Praise the Lord
for this festive and celebrative Thanksgiving season. I trust that you
all had a blessed time of feasting, friendship, fellowship, and even
football. Thank you all for your Thanksgiving greetings and
well-wishes. We have been profoundly and abundantly blessed. Alice
made her annual "Black Friday" pilgrimage yesterday. Usually
she goes out with one or two or more of our daughters but this year went out
alone. While she was out she met up with some colleagues and
friends. Today we walked briefly alongside our town park. It has
been a relatively mild day.
Tomorrow is the first Sunday of Advent in our Christian
calendar. The Advent season begins four Sundays before Christmas.
Advent promises the sure coming of the Lord.
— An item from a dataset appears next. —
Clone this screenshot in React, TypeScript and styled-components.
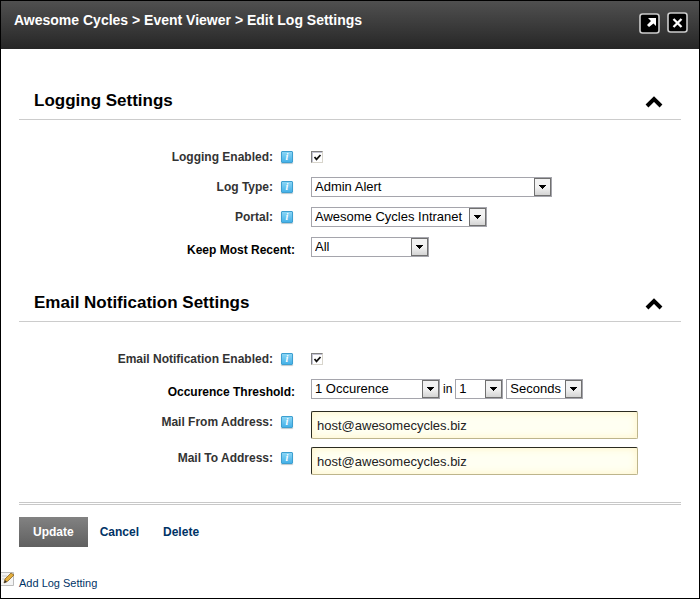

The Lord is coming whether
or not the world is ready. We as Christians have a great expectation of
Christ coming again. Even as a family looks forward to their child's
return from war or as a bride anticipates her wedding day, so Christians look
forward with joy to the coming of Christ. This joy is well expressed in
the Advent hymns: "Joy to the World" and "O Come, O Come,
Emmanuel". Even in the midst of a world gone mad, filled with
wars and rumors of wars, we proclaim of the good news that Jesus is coming as
the Prince of Peace and the Lord of lords.
For centuries the people of Israel awaited the anointed one -
the Messiah - that He would come to release them from the bondage of
displacement and initiate a new beginning. For the Church today, the coming
of Christ means still more. In the coming of Christ as "the Word
made flesh," our hope is not diminished, but intensified. May the
depth of our hope in our Savior and Lord be manifested in our
daily living, with
gratitude, thankfulness, and expectation. In the words of Charles Wesley,
"Come, Thou long-expected Jesus". This sense of
expectation is well-expressed in the following passage from the liturgy of the
Moravian Church:
"Lord, for Thy coming us prepare;
May we, to meet Thee without fear,
At all times ready be:
In faith and love preserve us sound;
O let us day and night be found
Waiting with joy to welcome Thee."
Romans 13:11-14:
"Besides this you
know what hour it is, how it is full time now for you to wake from sleep. For
salvation is nearer to us now than when we first believed; the night is far gone, the day is at hand. Let
us then cast off the works of darkness and put on the armor of light; let us conduct ourselves becomingly as in the day,
not in reveling and drunkenness, not in debauchery and licentiousness, not in
quarreling and jealousy. But put on the Lord Jesus Christ, and make no
provision for the flesh, to gratify its desires."
May
the Lord bless each of us as we prepare for the Advent season and propel us to
be effective witnesses and servants in His Kingdom.